Possibly incorrect ConvLSTM warping

[sriramsk1999]

Hello, thanks for releasing your work. I had a question regarding the implementation of the depth warping:

As I understand it, this is the current flow of the code during training:

1. Use current depth D_t as the current estimate. As mentioned in the paper, this is done for stabilization of training.
2. Compute the transformation from previous pose to current pose
3. Project current depth to point cloud and transform it using the above transformation, followed by sampling the hidden state

This does not seem correct to me. If we are using the current depth D_t, then there isn't any need for transforming the point cloud and we can directly sample the hidden state. Additionally, why transform the current depth by using a transformation of previous to current?

If we used D_t-1 as the depth estimate i.e. depth_estimation = depths_cuda[measurement_index] instead of depth_estimation = depths_cuda[reference_index] over here, then it would make sense.

It would be great if you could shed some light on this and correct me if I've gotten anything wrong!

[ardaduz]

The steps you wrote here is definitely the right steps, and I think all these operations are correct and necessary for what we are trying to achieve. All of these operations combined does only a single big operation named inverse mapping. In short and in our context, for each pixel location (in the ConvLSTM hidden state after warping) in the current time-step, we are trying to sample the values from the previous hidden state. Hence, we are mapping values from previous to current, but in an inverse fashion. Inverse mapping is an important general concept in image processing to achieve completeness, correctness at the destination image with the help of well defined and efficient sampling methods like bilinear sampling.

1. We have $D_t$ or $\tilde{D}_t$ (does not matter if training or not, it is the same procedure), so we have a depth map with a depth value at each pixel that we are concerned about.
2. and 3. This transformation puts point cloud resulting from $D_t$, into the t-1 camera frame. The following is not mathematically correct, matrix dimensions and homogenous coordinate requirements at some steps are neglected but it should give you an idea on projection steps. Pose at t is $T_t$ and extrinsic is $Tt^{-1}$. $ Q{t-1} \sim K \ \dot\ \ T_{t-1}^{-1} \ \dot\ \ T_t \ \dot\ \ K^{-1} \ \dot\ \ Dt $ , let $Q{t-1}$ be the sampling locations on the previous hidden state.

Above steps are the inverse mapping, it is complete.

[ardaduz]

LaTeX is broken for some reason, so I'm writing the next bits a bit weird.
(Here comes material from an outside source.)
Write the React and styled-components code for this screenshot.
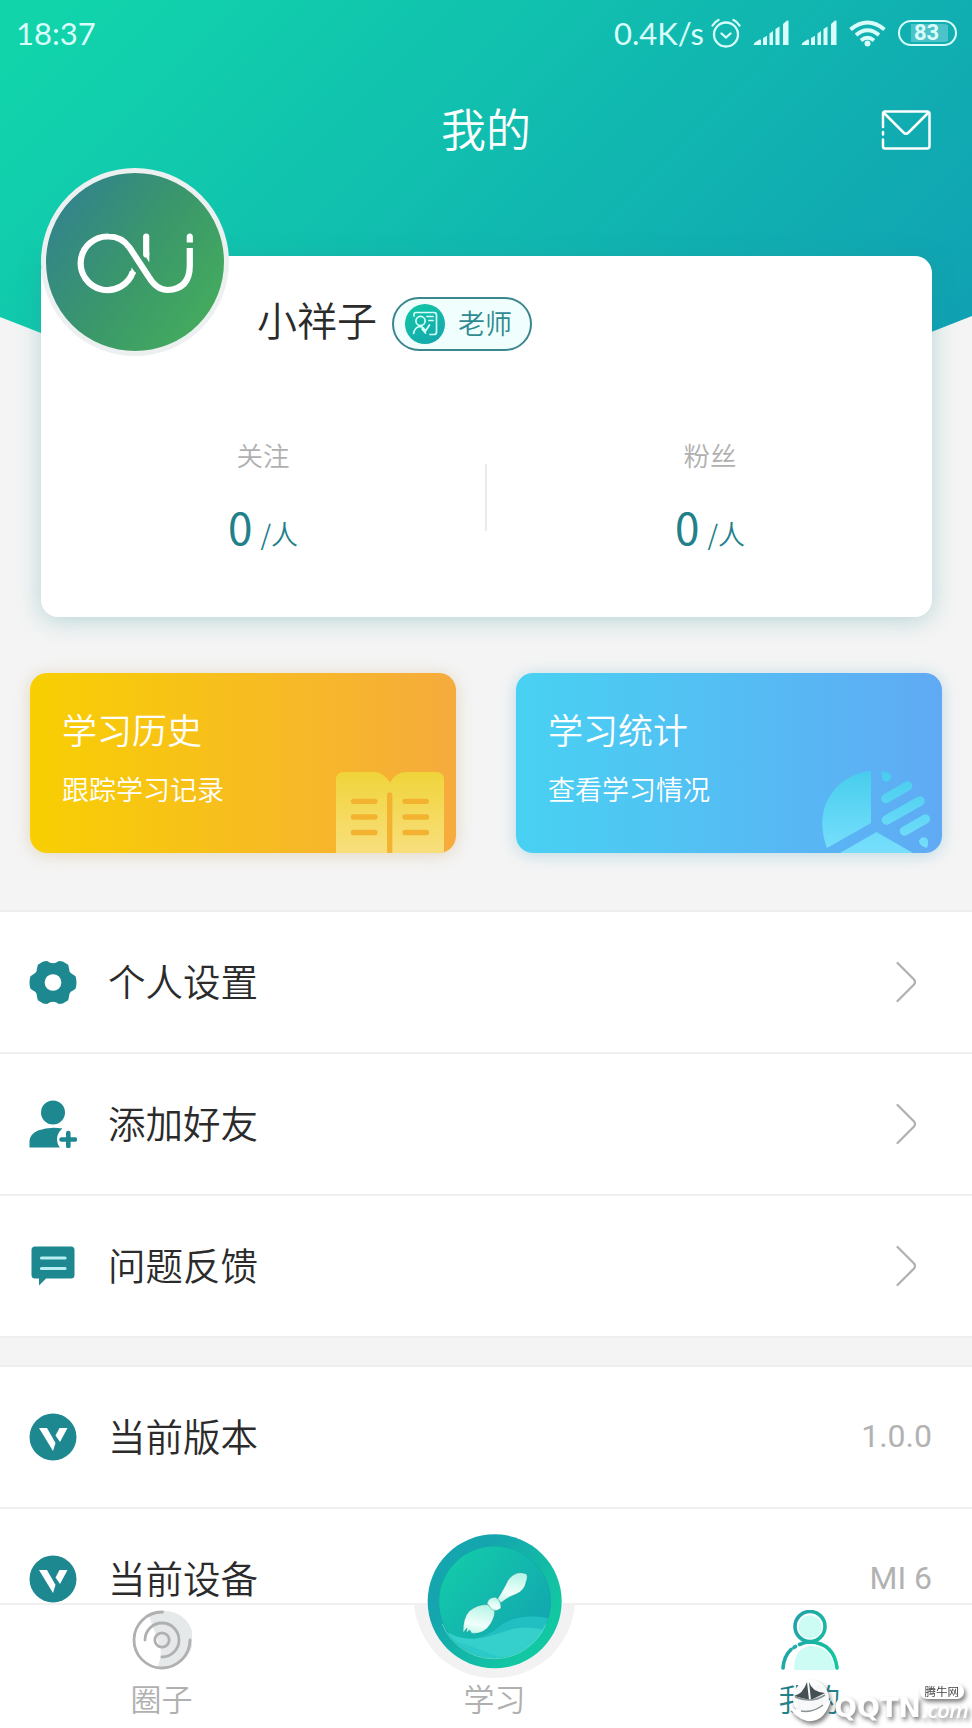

Now there is another thing that may be the source of confusion: During testing, let alone having $D_t$, we are trying to predict it. So, we do a similar operation to the equation above to get $\tilde{D}_t$.

Now, instead of getting $Q{t-1}$ from $D{t}$,

we get (estimate) $\tilde{D}_t$

from $D_{t-1}$ by also considering occlusions between 3D points.

This is the preparation step for the inverse sampling. All in all, it may look like we are going back and forth, but it is necessary for sticking to inverse mapping paradigm. Otherwise, we have to deal with differentiable point cloud rendering: unproject hidden state at t1 to a 3D point cloud, and render it from the viewpoint at t. This is a highly complex and approximate operation. Keep in mind that, we don't want to break the gradient flow through the unrolled states of the ConvLSTM.

Note: I am not sure what you mean by the following, "This does not seem correct to me. If we are using the current depth D_t, then there isn't any need for transforming the point cloud and we can directly sample the hidden state."

Hope it's a bit clearer.

[sriramsk1999]

I think my confusion stemmed from a misunderstanding of inverse mapping, I didn't realize projecting $Dt$ to $D{t-1}$ was necessary before sampling. The explanation cleared it up. Thank you!